** Begin RAW DATA **

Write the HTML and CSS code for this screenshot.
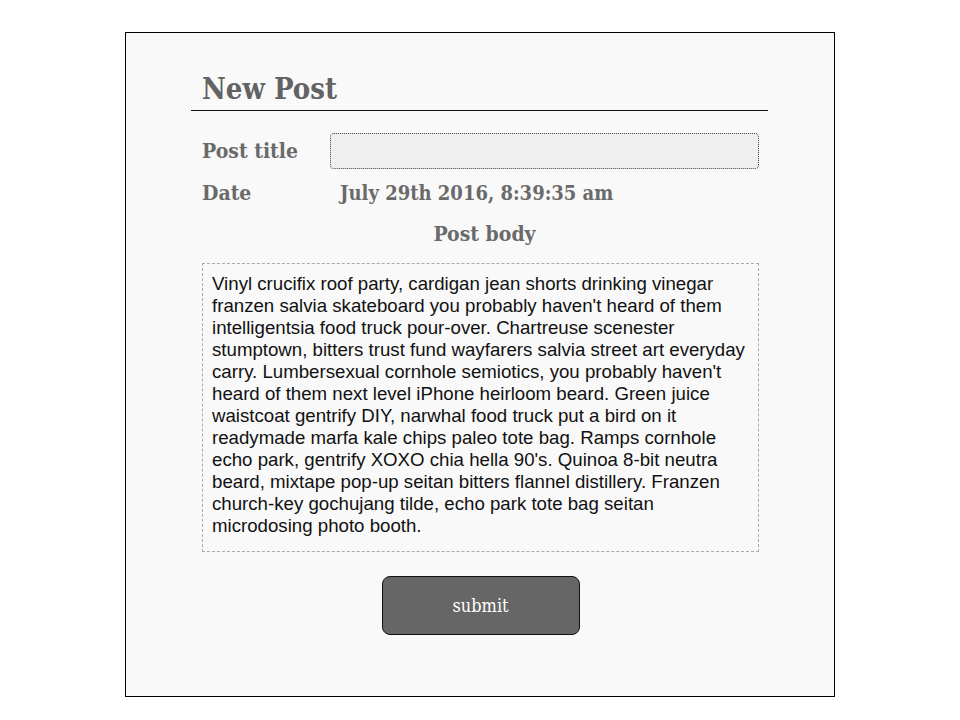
FILE: index.html
```html
<!DOCTYPE html>
<html>
<head>
<meta charset="utf-8">
<link rel="stylesheet" href="styles.css">
</head>
<body>
<div class="card">
  <div class="form">
    <h1 class="title">New Post</h1>
    <div class="row row-title">
      <label class="label">Post title</label>
      <div class="input"></div>
    </div>
    <div class="row row-date">
      <span class="label">Date</span>
      <span class="date">July 29th 2016, 8:39:35 am</span>
    </div>
    <div class="body-label">Post body</div>
    <div class="textarea">Vinyl crucifix roof party, cardigan jean shorts drinking vinegar franzen salvia skateboard you probably haven't heard of them intelligentsia food truck pour-over. Chartreuse scenester stumptown, bitters trust fund wayfarers salvia street art everyday carry. Lumbersexual cornhole semiotics, you probably haven't heard of them next level iPhone heirloom beard. Green juice waistcoat gentrify DIY, narwhal food truck put a bird on it readymade marfa kale chips paleo tote bag. Ramps cornhole echo park, gentrify XOXO chia hella 90's. Quinoa 8-bit neutra beard, mixtape pop-up seitan bitters flannel distillery. Franzen church-key gochujang tilde, echo park tote bag seitan microdosing photo booth.</div>
    <div class="actions"><button class="submit">submit</button></div>
  </div>
</div>
</body>
</html>
```
FILE: styles.css
```css
html, body { margin: 0; padding: 0; background: #fff; }
body { font-family: "DejaVu Serif Condensed", "DejaVu Serif", serif; color: #666; }
.card {
  width: 708px;
  height: 663px;
  margin: 32px auto 0;
  border: 1px solid #000;
  background: #f9f9f9;
}
.form {
  width: 557px;
  margin-left: 76px;
  padding-top: 40px;
}
.title {
  margin: 0 0 0 -11px;
  width: 566px;
  padding: 0 0 4px 11px;
  border-bottom: 1px solid #111;
  font-size: 29px;
  line-height: 33px;
  font-weight: bold;
  color: #636363;
}
.row { display: flex; align-items: center; }
.row-title { margin-top: 21px; height: 37px; }
.label { width: 128px; font-size: 21px; font-weight: bold; color: #6a6a6a; }
.input {
  flex: 1;
  height: 34px;
  border: 1px dotted #444;
  border-radius: 4px;
  background: #efefef;
}
.row-date { margin-top: 11px; height: 32px; align-items: flex-start; }
.date { margin-left: 10px; margin-top: 1px; font-size: 20px; font-weight: bold; color: #6a6a6a; }
.body-label {
  text-align: center;
  font-size: 21px;
  font-weight: bold;
  color: #6a6a6a;
  margin-top: 9px;
  padding-left: 8px;
  height: 30px;
}
.textarea {
  margin-top: 12px;
  box-sizing: border-box;
  height: 289px;
  border: 1px dashed #aaa;
  padding: 9px 9px;
  font-family: "Liberation Sans", Arial, sans-serif;
  font-size: 18.67px;
  line-height: 22px;
  color: #111;
}
.actions { display: flex; justify-content: center; margin-top: 24px; }
.submit {
  width: 198px;
  height: 59px;
  background: #666;
  border: 1px solid #111;
  border-radius: 8px;
  color: #fff;
  font-family: "DejaVu Serif Condensed", "DejaVu Serif", serif;
  font-size: 18px;
  font-weight: normal;
}
```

** End RAW DATA **

JOB: Leave the pictures out, and print every line of the listing exactly as written.

EXERCISE OUTPUT:
Write the HTML and CSS code for this screenshot.
FILE: index.html
```html
<!DOCTYPE html>
<html>
<head>
<meta charset="utf-8">
<link rel="stylesheet" href="styles.css">
</head>
<body>
<div class="card">
  <div class="form">
    <h1 class="title">New Post</h1>
    <div class="row row-title">
      <label class="label">Post title</label>
      <div class="input"></div>
    </div>
    <div class="row row-date">
      <span class="label">Date</span>
      <span class="date">July 29th 2016, 8:39:35 am</span>
    </div>
    <div class="body-label">Post body</div>
    <div class="textarea">Vinyl crucifix roof party, cardigan jean shorts drinking vinegar franzen salvia skateboard you probably haven't heard of them intelligentsia food truck pour-over. Chartreuse scenester stumptown, bitters trust fund wayfarers salvia street art everyday carry. Lumbersexual cornhole semiotics, you probably haven't heard of them next level iPhone heirloom beard. Green juice waistcoat gentrify DIY, narwhal food truck put a bird on it readymade marfa kale chips paleo tote bag. Ramps cornhole echo park, gentrify XOXO chia hella 90's. Quinoa 8-bit neutra beard, mixtape pop-up seitan bitters flannel distillery. Franzen church-key gochujang tilde, echo park tote bag seitan microdosing photo booth.</div>
    <div class="actions"><button class="submit">submit</button></div>
  </div>
</div>
</body>
</html>
```
FILE: styles.css
```css
html, body { margin: 0; padding: 0; background: #fff; }
body { font-family: "DejaVu Serif Condensed", "DejaVu Serif", serif; color: #666; }
.card {
  width: 708px;
  height: 663px;
  margin: 32px auto 0;
  border: 1px solid #000;
  background: #f9f9f9;
}
.form {
  width: 557px;
  margin-left: 76px;
  padding-top: 40px;
}
.title {
  margin: 0 0 0 -11px;
  width: 566px;
  padding: 0 0 4px 11px;
  border-bottom: 1px solid #111;
  font-size: 29px;
  line-height: 33px;
  font-weight: bold;
  color: #636363;
}
.row { display: flex; align-items: center; }
.row-title { margin-top: 21px; height: 37px; }
.label { width: 128px; font-size: 21px; font-weight: bold; color: #6a6a6a; }
.input {
  flex: 1;
  height: 34px;
  border: 1px dotted #444;
  border-radius: 4px;
  background: #efefef;
}
.row-date { margin-top: 11px; height: 32px; align-items: flex-start; }
.date { margin-left: 10px; margin-top: 1px; font-size: 20px; font-weight: bold; color: #6a6a6a; }
.body-label {
  text-align: center;
  font-size: 21px;
  font-weight: bold;
  color: #6a6a6a;
  margin-top: 9px;
  padding-left: 8px;
  height: 30px;
}
.textarea {
  margin-top: 12px;
  box-sizing: border-box;
  height: 289px;
  border: 1px dashed #aaa;
  padding: 9px 9px;
  font-family: "Liberation Sans", Arial, sans-serif;
  font-size: 18.67px;
  line-height: 22px;
  color: #111;
}
.actions { display: flex; justify-content: center; margin-top: 24px; }
.submit {
  width: 198px;
  height: 59px;
  background: #666;
  border: 1px solid #111;
  border-radius: 8px;
  color: #fff;
  font-family: "DejaVu Serif Condensed", "DejaVu Serif", serif;
  font-size: 18px;
  font-weight: normal;
}
```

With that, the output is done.